Bases fracas: em pH baixo (acidez), irão receber íons H+ e estarão em sua forma ionizada, pouco lipossolúvel.
Em pH alto (alcalino), não irão reagir com íons H+, mantendo-se em forma neutra.
Efeitos da partição na excreção de fármacos (aprisionamento)
Tais princípios repercutem na manipulação da excreção de um fármaco pelo rim, o que pode ser desejável em casos de overdose, por exemplo. É importante prevenir que o fármaco seja reabsorvido a partir do túbulo renal - o que pode ser feito induzindo um estado ionizado, não lipossolúvel do fármaco, o que será dissonante com a forma melhor (re)absorvida do fármaco. A isso, chama-se "aprisionar" o fármaco na urina.
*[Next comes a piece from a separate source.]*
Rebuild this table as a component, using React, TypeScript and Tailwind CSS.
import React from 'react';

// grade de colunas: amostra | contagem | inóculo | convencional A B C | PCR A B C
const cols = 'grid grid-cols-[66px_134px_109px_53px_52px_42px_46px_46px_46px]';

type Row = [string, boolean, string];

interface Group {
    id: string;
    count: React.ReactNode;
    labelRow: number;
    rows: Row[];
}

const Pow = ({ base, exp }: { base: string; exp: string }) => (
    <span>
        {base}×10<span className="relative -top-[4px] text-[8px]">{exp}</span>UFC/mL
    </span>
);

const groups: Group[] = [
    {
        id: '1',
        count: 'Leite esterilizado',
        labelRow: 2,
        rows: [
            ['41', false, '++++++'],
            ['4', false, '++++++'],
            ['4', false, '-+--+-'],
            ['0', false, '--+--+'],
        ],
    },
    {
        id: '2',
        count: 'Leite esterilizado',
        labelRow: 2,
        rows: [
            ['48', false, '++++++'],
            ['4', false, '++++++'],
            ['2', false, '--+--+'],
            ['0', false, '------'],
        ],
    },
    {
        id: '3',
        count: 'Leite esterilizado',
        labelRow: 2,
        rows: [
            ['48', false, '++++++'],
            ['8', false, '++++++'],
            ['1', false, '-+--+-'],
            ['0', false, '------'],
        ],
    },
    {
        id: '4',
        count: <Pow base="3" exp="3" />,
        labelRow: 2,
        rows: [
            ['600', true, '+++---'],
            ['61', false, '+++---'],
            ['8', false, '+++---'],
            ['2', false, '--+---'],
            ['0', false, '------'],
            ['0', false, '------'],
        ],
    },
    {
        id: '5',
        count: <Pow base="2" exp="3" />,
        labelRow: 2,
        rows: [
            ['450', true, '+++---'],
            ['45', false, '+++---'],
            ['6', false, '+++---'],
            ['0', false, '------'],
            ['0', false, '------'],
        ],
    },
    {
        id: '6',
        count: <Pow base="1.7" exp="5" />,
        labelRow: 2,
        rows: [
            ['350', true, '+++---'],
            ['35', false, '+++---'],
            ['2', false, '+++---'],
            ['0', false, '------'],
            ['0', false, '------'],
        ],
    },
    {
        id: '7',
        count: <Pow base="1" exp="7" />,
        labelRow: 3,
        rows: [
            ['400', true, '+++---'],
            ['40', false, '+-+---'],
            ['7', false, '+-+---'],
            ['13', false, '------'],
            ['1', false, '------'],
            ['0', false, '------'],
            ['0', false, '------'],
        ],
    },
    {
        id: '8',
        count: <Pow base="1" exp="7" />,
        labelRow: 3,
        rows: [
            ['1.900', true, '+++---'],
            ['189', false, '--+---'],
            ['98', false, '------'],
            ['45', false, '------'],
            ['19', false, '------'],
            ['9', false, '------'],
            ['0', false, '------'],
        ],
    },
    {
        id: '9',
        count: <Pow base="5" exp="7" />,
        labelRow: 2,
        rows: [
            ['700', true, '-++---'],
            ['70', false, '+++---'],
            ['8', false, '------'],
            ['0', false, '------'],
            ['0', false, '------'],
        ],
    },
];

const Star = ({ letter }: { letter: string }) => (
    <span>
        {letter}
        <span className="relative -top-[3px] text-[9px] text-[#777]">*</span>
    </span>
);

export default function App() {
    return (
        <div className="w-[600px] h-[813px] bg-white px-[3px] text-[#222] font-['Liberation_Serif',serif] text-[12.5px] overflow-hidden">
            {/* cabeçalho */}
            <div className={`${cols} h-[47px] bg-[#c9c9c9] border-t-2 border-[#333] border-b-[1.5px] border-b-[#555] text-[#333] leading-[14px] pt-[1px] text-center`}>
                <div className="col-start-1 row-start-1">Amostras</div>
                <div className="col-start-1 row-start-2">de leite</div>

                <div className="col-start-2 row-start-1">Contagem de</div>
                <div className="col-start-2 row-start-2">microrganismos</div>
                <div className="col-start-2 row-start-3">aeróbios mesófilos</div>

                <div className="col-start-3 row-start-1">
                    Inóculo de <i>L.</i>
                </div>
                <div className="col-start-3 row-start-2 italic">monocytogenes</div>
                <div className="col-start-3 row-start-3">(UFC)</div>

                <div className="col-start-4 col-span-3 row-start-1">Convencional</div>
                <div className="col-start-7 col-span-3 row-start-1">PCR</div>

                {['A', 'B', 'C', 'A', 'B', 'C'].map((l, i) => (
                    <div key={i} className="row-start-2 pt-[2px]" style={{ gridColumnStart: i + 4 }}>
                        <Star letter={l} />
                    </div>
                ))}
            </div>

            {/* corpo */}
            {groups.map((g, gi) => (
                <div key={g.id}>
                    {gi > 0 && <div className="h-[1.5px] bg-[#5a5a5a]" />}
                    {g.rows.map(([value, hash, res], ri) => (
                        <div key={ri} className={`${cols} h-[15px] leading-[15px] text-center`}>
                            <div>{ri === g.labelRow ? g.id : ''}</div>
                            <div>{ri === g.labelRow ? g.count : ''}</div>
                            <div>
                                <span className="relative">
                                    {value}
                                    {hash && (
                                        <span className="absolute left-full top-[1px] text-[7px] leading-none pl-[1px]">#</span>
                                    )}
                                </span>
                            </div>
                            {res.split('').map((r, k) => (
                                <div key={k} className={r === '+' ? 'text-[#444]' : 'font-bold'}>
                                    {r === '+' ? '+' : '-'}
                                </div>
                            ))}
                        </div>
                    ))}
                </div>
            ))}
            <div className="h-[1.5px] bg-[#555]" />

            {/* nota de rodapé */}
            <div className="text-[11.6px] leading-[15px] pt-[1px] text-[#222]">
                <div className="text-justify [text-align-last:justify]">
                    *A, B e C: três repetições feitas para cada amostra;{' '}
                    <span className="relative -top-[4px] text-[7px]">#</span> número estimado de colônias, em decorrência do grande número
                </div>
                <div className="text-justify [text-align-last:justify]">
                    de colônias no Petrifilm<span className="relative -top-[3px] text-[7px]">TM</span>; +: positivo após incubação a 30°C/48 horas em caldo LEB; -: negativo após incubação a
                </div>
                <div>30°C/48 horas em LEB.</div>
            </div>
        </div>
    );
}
Assim, ácidos fracos serão mais facilmente excretados caso a urina esteja alcalina - isso favorecerá sua dissociação iônica em ânion e em íons H+. Já as bases fracas serão mais facilmente excretadas caso a urina esteja ácida - isso favorecerá com que elas reajam com os íons H+, ficando, então, na sua forma ionizada.
Absorção de um fármaco
Define-se como a passagem de um fármaco de seu local de administração para o plasma.
Biodisponibilidade
A biodisponibilidade diz respeito à fração da droga que é aproveitada - isto é, que, após ingerida, chega à corrente sanguínea (considerando a sua facilidade de absorção e o seu metabolismo pelo fígado).
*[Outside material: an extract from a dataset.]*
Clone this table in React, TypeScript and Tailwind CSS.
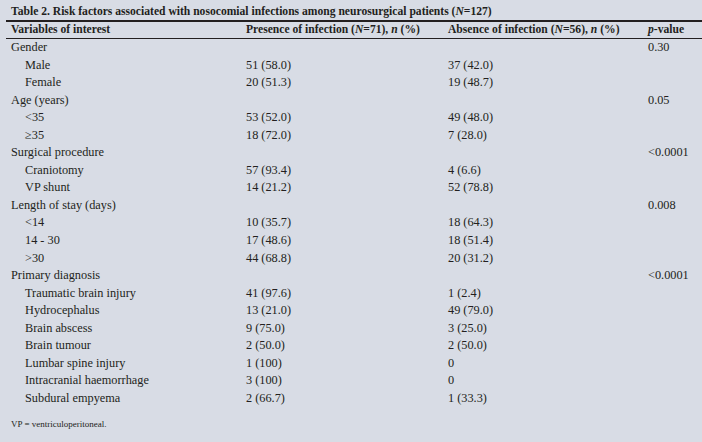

Antes de cair na circulação sistêmica, as drogas devem ser absorvidas - para isso, atravessam várias barreiras fisiológicos. Ainda, elas devem enfrentar a primeira passagem pelo fígado: quando saem do intestino, caem na veia porta hepática, atingem o fígado, são metabolizadas enzimaticamente. Só então, chegará ao sistema circulatório sistêmico. Nos casos das vias parenterais, a intravenosa tem biodisponibilidade de 100%.
Absorção: fármacos excessivamente hidrofílicos ou excessivamente lipofílicos não são bem absorvidos. Isso pode reduzir substancialmente sua biodisponibilidade, isto é, a sua capacidade de ser aproveitado (chegar à circulação sistêmica).
Eliminação de primeira passagem: o fígado é, comumente, o responsável por metabolizar fármacos antes que eles atinjam a circulação sistêmica. Esse órgão receberá o fármaco por meio da veia porta, que parte do intestino. Além disso, o fígado pode lançar parte do fármaco na bile. Em pacientes com cirrose hepática, a depuração do medicamento pelo fígado é muito menor, o que permite aumentos substanciais da disponibilidade do fármaco.
Medicamentos SR
Medicamentos SR (Sustained Release) são aqueles em que uma fração é liberada instantaneamente, enquanto uma dose restante do princípio ativo é gradualmente liberada. Ou seja, permitem um efeito rápido e sustentado.